つまらない話で恐縮ですが、産経新聞あたりがしきりに主張している「逆さ東アジア地図」。
中国の海洋進出を阻むかのように横たわる、朝鮮半島から九州、琉球弧を経て、台湾に至る第1列島線。
岩礁を次々に要塞化することで、南シナ海への海洋進出を果たした中国は、次に尖閣、沖縄に侵攻してくると。そればかりか、伊豆諸島からグァムに至る第2列島線まで進出を目論んでいると。
これは大変だと(笑)
そして、第2列島線まで中国の支配下となったアカツキには、朝鮮半島と西日本は中国領となり、日本人は東日本の自治区に追いやられ、チベットやウイグルみたいになると。
ネトウヨやそれに近い思考回路の人達は、こんな話が大好きです。だから、早く辺野古を埋め立てろと(笑)
「少しは考えろよ」と言いたい。
日本が東西に分断された地図は、中国の某機関から流出し、日本の誰かが独自のルートで入手した(笑)と聞きますが、それは嘘です。
それを本当だと言うのなら教えて下さいな。某機関って中国のどんな組織ですか?。日本の誰がどうやって入手したんですか?。流出したのはこの地図1枚だけですか?。原本は誰が持ってるんです?。こんな失礼な話に、日本の外務省は抗議したんですか?
中国が海洋進出を意図しているのは事実で、第2列島線まで支配したいと考えているのも確かでしょう。
そのことだけを元に「第2列島線まで中国に支配されると、日本は分断される」と仮説を立てた"ある日本人"が、この地図を書いたんですよ。それは、このテの話を商売にしている人。本は売れたし、講演料も稼げて良かったねって話に過ぎません。

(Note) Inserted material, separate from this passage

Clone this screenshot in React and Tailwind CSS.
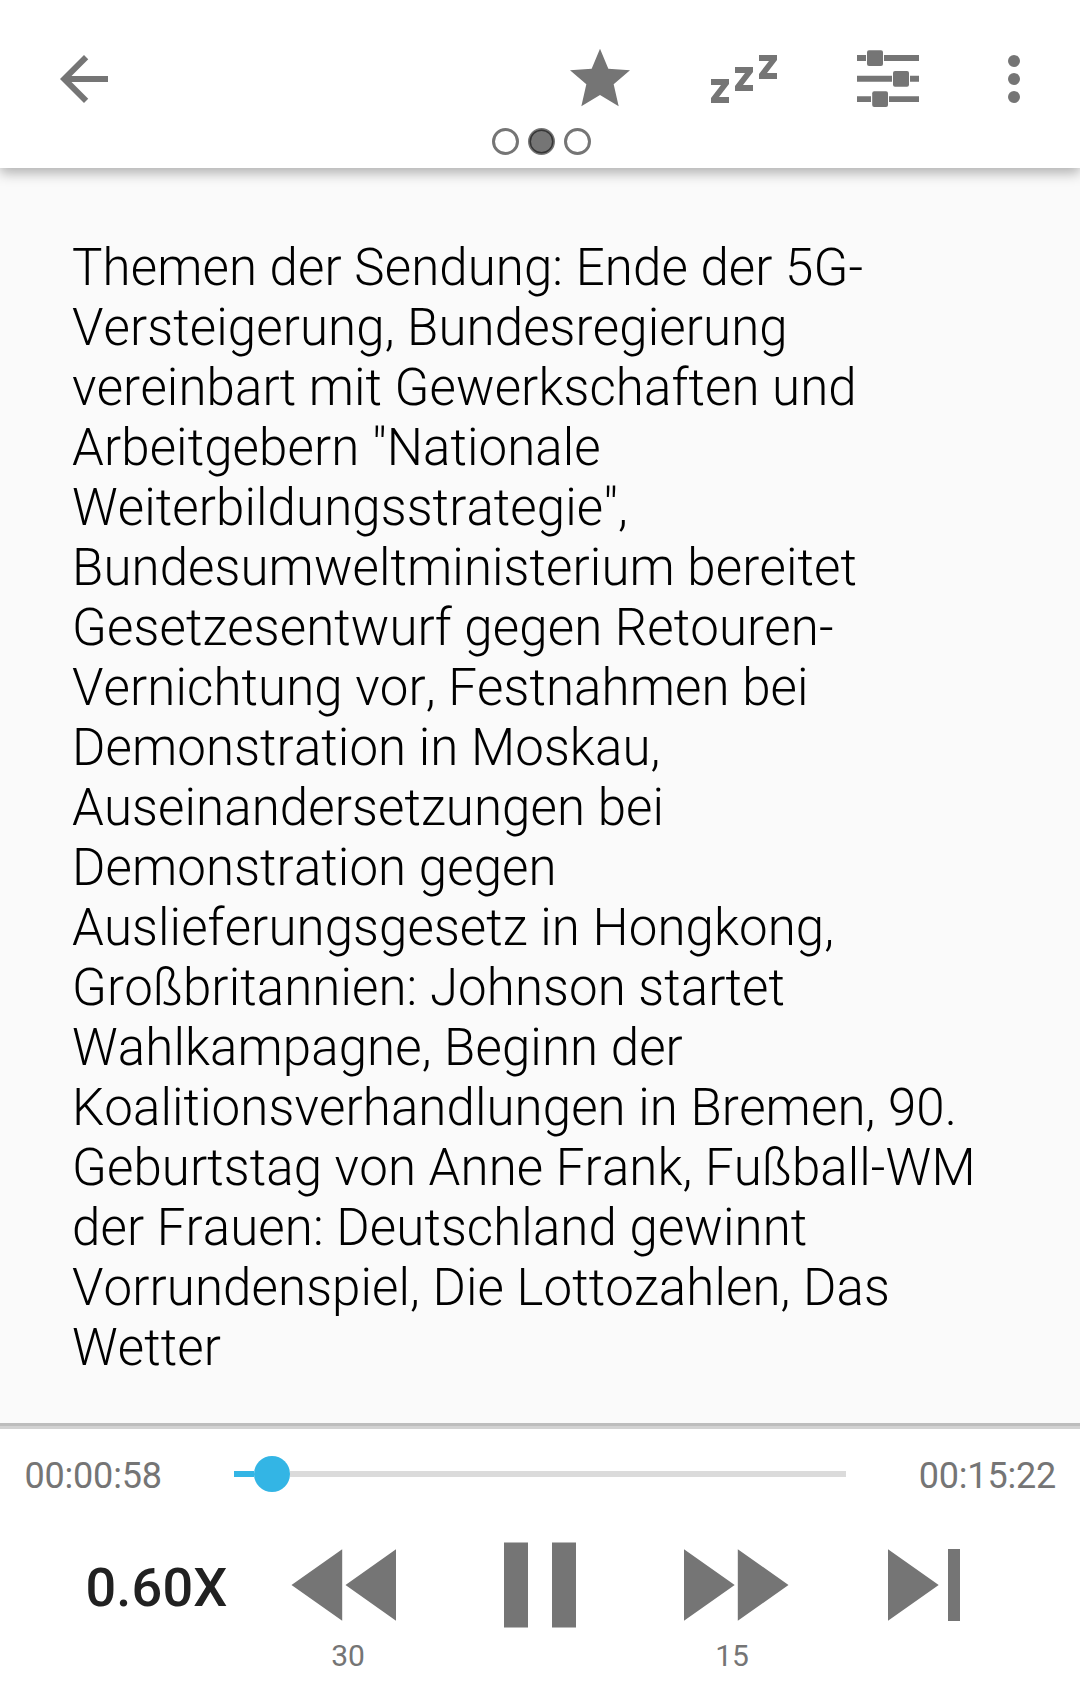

この分断地図を見ると、朝鮮半島は朝鮮省となり中国に組み込まれています。それを阻止するためには、日本は北朝鮮の非核化に影響力を発揮し、韓国との軍事協力体制を強化しなくてはいけません。
ところが、それとは真逆に、北朝鮮にミサイルを打ち込めだの、韓国とは国交断絶しろなどと言ってるのは、この地図が大好きな人達でしょ?。結局、日本を分断したいと思ってるんですかね(^^)
GDP世界2位の中国と、世界1位、3位の日米が全面戦争を起こすことはあり得ません。それは誰の得にもならないからです。より具体的に言えば、中国軍が日本本土に上陸することは無いし、日米連合軍が中国本土に上陸することも無いと言うこと。
一方、東シナ海のどこかで紛争が起きる可能性は大いにあります。
それが朝鮮半島なのか、九州西海岸なのか、沖縄なのか、台湾なのか。いずれにせよ、それは尖閣を含む東シナ海の海上か、沿岸部になるでしょう。そうはならないように、日米も中国も細心の注意をはらっているのに、それを煽ってどうするんですか。そんなに戦争がしたいの?
この話と沖縄の海兵隊基地はまったく関係ありません。海兵隊は空や海を使って移動はしますが、主戦場は陸地です。海上や沿岸部に用事は無いんです(米軍が中国本土に上陸するのなら、話は別)。
こう言うと、「フィリピンは米軍を追い出して、南シナ海の岩礁を中国に奪われたじゃないか」って話になりますね。
フィリピンに駐留してたのは米国の空軍と海軍です。日本から嘉手納の空軍と横須賀の海軍が撤退したら、確かに東シナ海は中国の海になるでしょう。
フィリピンには、昔も今も、海兵隊はいません。つまり、空軍と海軍が制空(海)権を確保できていれば、領空(海)は守れるということ。沖縄に海兵隊が必要だとする説明にはならず、むしろ、いなくても良い事例として使えそうです。